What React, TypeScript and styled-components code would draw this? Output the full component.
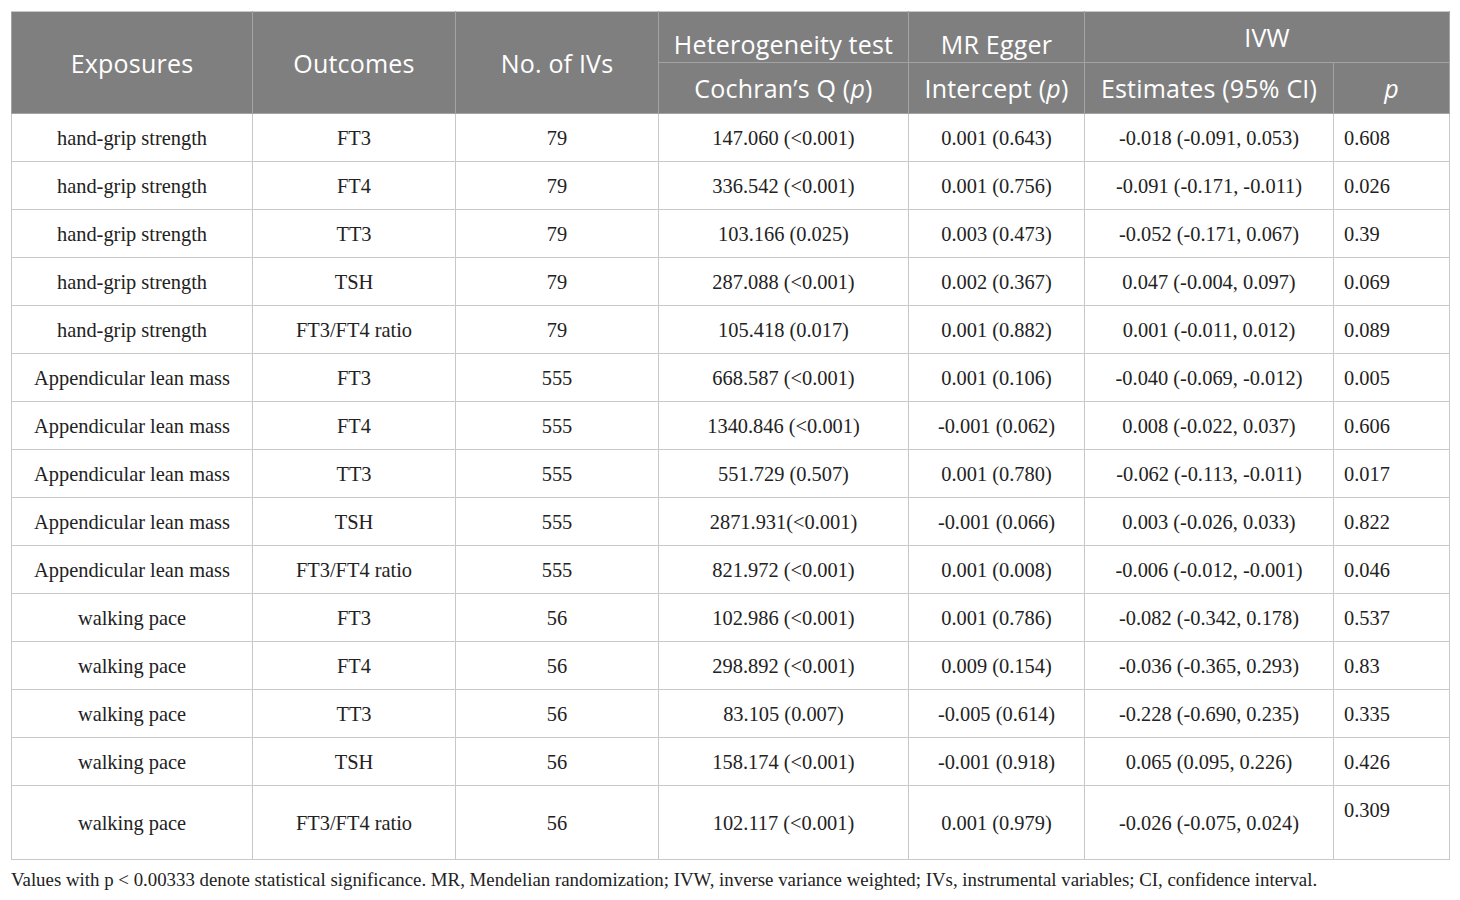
import React from "react";
import styled, { createGlobalStyle } from "styled-components";

const Global = createGlobalStyle`
  html, body { margin: 0; padding: 0; background: #ffffff; }
  body { font-family: "Liberation Serif", "Times New Roman", serif; color: #222; }
`;

const Page = styled.div`
  padding: 11px 11px 0 11px;
`;

const Table = styled.table`
  width: 1438px;
  table-layout: fixed;
  border-collapse: collapse;
  border: 1px solid #c9c9c9;
`;

const HeadCell = styled.th<{ $valign?: "bottom" | "middle"; $align?: "center" | "left" }>`
  background: #7f7f7f;
  color: #ffffff;
  font-family: "Open Sans", "Liberation Sans", sans-serif;
  font-weight: 400;
  font-size: 25px;
  letter-spacing: 0.2px;
  line-height: 30px;
  text-align: ${(p) => p.$align ?? "center"};
  vertical-align: middle;
  padding: ${(p) => (p.$valign === "bottom" ? "17px 4px 3px" : "10px 4px")};
  border: 1px solid #a3a3a3;
  border-top-color: #c9c9c9;
  white-space: nowrap;
`;

const Italic = styled.span`
  font-style: italic;
`;

const Cell = styled.td<{ $align?: "center" | "left" }>`
  font-size: 20.4px;
  line-height: 26px;
  text-align: ${(p) => p.$align ?? "center"};
  vertical-align: middle;
  padding: 11px 10px 10px;
  border: 1px solid #c9c9c9;
  color: #222;
  white-space: nowrap;
`;

const TopCell = styled(Cell)`
  vertical-align: top;
`;

const Footnote = styled.p`
  margin: 9px 0 0 0;
  font-size: 18.85px;
  line-height: 22px;
  color: #222;
  white-space: nowrap;
`;

type Row = [string, string, string, string, string, string, string];

const rows: Row[] = [
  ["hand-grip strength", "FT3", "79", "147.060 (<0.001)", "0.001 (0.643)", "-0.018 (-0.091, 0.053)", "0.608"],
  ["hand-grip strength", "FT4", "79", "336.542 (<0.001)", "0.001 (0.756)", "-0.091 (-0.171, -0.011)", "0.026"],
  ["hand-grip strength", "TT3", "79", "103.166 (0.025)", "0.003 (0.473)", "-0.052 (-0.171, 0.067)", "0.39"],
  ["hand-grip strength", "TSH", "79", "287.088 (<0.001)", "0.002 (0.367)", "0.047 (-0.004, 0.097)", "0.069"],
  ["hand-grip strength", "FT3/FT4 ratio", "79", "105.418 (0.017)", "0.001 (0.882)", "0.001 (-0.011, 0.012)", "0.089"],
  ["Appendicular lean mass", "FT3", "555", "668.587 (<0.001)", "0.001 (0.106)", "-0.040 (-0.069, -0.012)", "0.005"],
  ["Appendicular lean mass", "FT4", "555", "1340.846 (<0.001)", "-0.001 (0.062)", "0.008 (-0.022, 0.037)", "0.606"],
  ["Appendicular lean mass", "TT3", "555", "551.729 (0.507)", "0.001 (0.780)", "-0.062 (-0.113, -0.011)", "0.017"],
  ["Appendicular lean mass", "TSH", "555", "2871.931(<0.001)", "-0.001 (0.066)", "0.003 (-0.026, 0.033)", "0.822"],
  ["Appendicular lean mass", "FT3/FT4 ratio", "555", "821.972 (<0.001)", "0.001 (0.008)", "-0.006 (-0.012, -0.001)", "0.046"],
  ["walking pace", "FT3", "56", "102.986 (<0.001)", "0.001 (0.786)", "-0.082 (-0.342, 0.178)", "0.537"],
  ["walking pace", "FT4", "56", "298.892 (<0.001)", "0.009 (0.154)", "-0.036 (-0.365, 0.293)", "0.83"],
  ["walking pace", "TT3", "56", "83.105 (0.007)", "-0.005 (0.614)", "-0.228 (-0.690, 0.235)", "0.335"],
  ["walking pace", "TSH", "56", "158.174 (<0.001)", "-0.001 (0.918)", "0.065 (0.095, 0.226)", "0.426"],
];

const lastRow: Row = ["walking pace", "FT3/FT4 ratio", "56", "102.117 (<0.001)", "0.001 (0.979)", "-0.026 (-0.075, 0.024)", "0.309"];

const widths = [241, 203, 203, 250, 176, 249, 116];

export default function App() {
  return (
    <Page>
      <Global />
      <Table>
        <colgroup>
          {widths.map((w, i) => (
            <col key={i} style={{ width: w }} />
          ))}
        </colgroup>
        <thead>
          <tr>
            <HeadCell rowSpan={2}>Exposures</HeadCell>
            <HeadCell rowSpan={2}>Outcomes</HeadCell>
            <HeadCell rowSpan={2}>No. of IVs</HeadCell>
            <HeadCell $valign="bottom">Heterogeneity test</HeadCell>
            <HeadCell $valign="bottom">MR Egger</HeadCell>
            <HeadCell colSpan={2}>IVW</HeadCell>
          </tr>
          <tr>
            <HeadCell>
              Cochran’s Q (<Italic>p</Italic>)
            </HeadCell>
            <HeadCell>
              Intercept (<Italic>p</Italic>)
            </HeadCell>
            <HeadCell>Estimates (95% CI)</HeadCell>
            <HeadCell>
              <Italic>p</Italic>
            </HeadCell>
          </tr>
        </thead>
        <tbody>
          {rows.map((r, i) => (
            <tr key={i}>
              {r.slice(0, 6).map((c, j) => (
                <Cell key={j}>{c}</Cell>
              ))}
              <Cell $align="left">{r[6]}</Cell>
            </tr>
          ))}
          <tr>
            {lastRow.slice(0, 6).map((c, j) => (
              <Cell key={j}>{c}</Cell>
            ))}
            <TopCell $align="left">
              {lastRow[6]}
              <br />
              &nbsp;
            </TopCell>
          </tr>
        </tbody>
      </Table>
      <Footnote>
        Values with p &lt; 0.00333 denote statistical significance. MR, Mendelian randomization; IVW, inverse variance
        weighted; IVs, instrumental variables; CI, confidence interval.
      </Footnote>
    </Page>
  );
}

**Goal of the exercise:** Restate the full listing verbatim and drop every picture.

**The solution:**
What React, TypeScript and styled-components code would draw this? Output the full component.
import React from "react";
import styled, { createGlobalStyle } from "styled-components";

const Global = createGlobalStyle`
  html, body { margin: 0; padding: 0; background: #ffffff; }
  body { font-family: "Liberation Serif", "Times New Roman", serif; color: #222; }
`;

const Page = styled.div`
  padding: 11px 11px 0 11px;
`;

const Table = styled.table`
  width: 1438px;
  table-layout: fixed;
  border-collapse: collapse;
  border: 1px solid #c9c9c9;
`;

const HeadCell = styled.th<{ $valign?: "bottom" | "middle"; $align?: "center" | "left" }>`
  background: #7f7f7f;
  color: #ffffff;
  font-family: "Open Sans", "Liberation Sans", sans-serif;
  font-weight: 400;
  font-size: 25px;
  letter-spacing: 0.2px;
  line-height: 30px;
  text-align: ${(p) => p.$align ?? "center"};
  vertical-align: middle;
  padding: ${(p) => (p.$valign === "bottom" ? "17px 4px 3px" : "10px 4px")};
  border: 1px solid #a3a3a3;
  border-top-color: #c9c9c9;
  white-space: nowrap;
`;

const Italic = styled.span`
  font-style: italic;
`;

const Cell = styled.td<{ $align?: "center" | "left" }>`
  font-size: 20.4px;
  line-height: 26px;
  text-align: ${(p) => p.$align ?? "center"};
  vertical-align: middle;
  padding: 11px 10px 10px;
  border: 1px solid #c9c9c9;
  color: #222;
  white-space: nowrap;
`;

const TopCell = styled(Cell)`
  vertical-align: top;
`;

const Footnote = styled.p`
  margin: 9px 0 0 0;
  font-size: 18.85px;
  line-height: 22px;
  color: #222;
  white-space: nowrap;
`;

type Row = [string, string, string, string, string, string, string];

const rows: Row[] = [
  ["hand-grip strength", "FT3", "79", "147.060 (<0.001)", "0.001 (0.643)", "-0.018 (-0.091, 0.053)", "0.608"],
  ["hand-grip strength", "FT4", "79", "336.542 (<0.001)", "0.001 (0.756)", "-0.091 (-0.171, -0.011)", "0.026"],
  ["hand-grip strength", "TT3", "79", "103.166 (0.025)", "0.003 (0.473)", "-0.052 (-0.171, 0.067)", "0.39"],
  ["hand-grip strength", "TSH", "79", "287.088 (<0.001)", "0.002 (0.367)", "0.047 (-0.004, 0.097)", "0.069"],
  ["hand-grip strength", "FT3/FT4 ratio", "79", "105.418 (0.017)", "0.001 (0.882)", "0.001 (-0.011, 0.012)", "0.089"],
  ["Appendicular lean mass", "FT3", "555", "668.587 (<0.001)", "0.001 (0.106)", "-0.040 (-0.069, -0.012)", "0.005"],
  ["Appendicular lean mass", "FT4", "555", "1340.846 (<0.001)", "-0.001 (0.062)", "0.008 (-0.022, 0.037)", "0.606"],
  ["Appendicular lean mass", "TT3", "555", "551.729 (0.507)", "0.001 (0.780)", "-0.062 (-0.113, -0.011)", "0.017"],
  ["Appendicular lean mass", "TSH", "555", "2871.931(<0.001)", "-0.001 (0.066)", "0.003 (-0.026, 0.033)", "0.822"],
  ["Appendicular lean mass", "FT3/FT4 ratio", "555", "821.972 (<0.001)", "0.001 (0.008)", "-0.006 (-0.012, -0.001)", "0.046"],
  ["walking pace", "FT3", "56", "102.986 (<0.001)", "0.001 (0.786)", "-0.082 (-0.342, 0.178)", "0.537"],
  ["walking pace", "FT4", "56", "298.892 (<0.001)", "0.009 (0.154)", "-0.036 (-0.365, 0.293)", "0.83"],
  ["walking pace", "TT3", "56", "83.105 (0.007)", "-0.005 (0.614)", "-0.228 (-0.690, 0.235)", "0.335"],
  ["walking pace", "TSH", "56", "158.174 (<0.001)", "-0.001 (0.918)", "0.065 (0.095, 0.226)", "0.426"],
];

const lastRow: Row = ["walking pace", "FT3/FT4 ratio", "56", "102.117 (<0.001)", "0.001 (0.979)", "-0.026 (-0.075, 0.024)", "0.309"];

const widths = [241, 203, 203, 250, 176, 249, 116];

export default function App() {
  return (
    <Page>
      <Global />
      <Table>
        <colgroup>
          {widths.map((w, i) => (
            <col key={i} style={{ width: w }} />
          ))}
        </colgroup>
        <thead>
          <tr>
            <HeadCell rowSpan={2}>Exposures</HeadCell>
            <HeadCell rowSpan={2}>Outcomes</HeadCell>
            <HeadCell rowSpan={2}>No. of IVs</HeadCell>
            <HeadCell $valign="bottom">Heterogeneity test</HeadCell>
            <HeadCell $valign="bottom">MR Egger</HeadCell>
            <HeadCell colSpan={2}>IVW</HeadCell>
          </tr>
          <tr>
            <HeadCell>
              Cochran’s Q (<Italic>p</Italic>)
            </HeadCell>
            <HeadCell>
              Intercept (<Italic>p</Italic>)
            </HeadCell>
            <HeadCell>Estimates (95% CI)</HeadCell>
            <HeadCell>
              <Italic>p</Italic>
            </HeadCell>
          </tr>
        </thead>
        <tbody>
          {rows.map((r, i) => (
            <tr key={i}>
              {r.slice(0, 6).map((c, j) => (
                <Cell key={j}>{c}</Cell>
              ))}
              <Cell $align="left">{r[6]}</Cell>
            </tr>
          ))}
          <tr>
            {lastRow.slice(0, 6).map((c, j) => (
              <Cell key={j}>{c}</Cell>
            ))}
            <TopCell $align="left">
              {lastRow[6]}
              <br />
              &nbsp;
            </TopCell>
          </tr>
        </tbody>
      </Table>
      <Footnote>
        Values with p &lt; 0.00333 denote statistical significance. MR, Mendelian randomization; IVW, inverse variance
        weighted; IVs, instrumental variables; CI, confidence interval.
      </Footnote>
    </Page>
  );
}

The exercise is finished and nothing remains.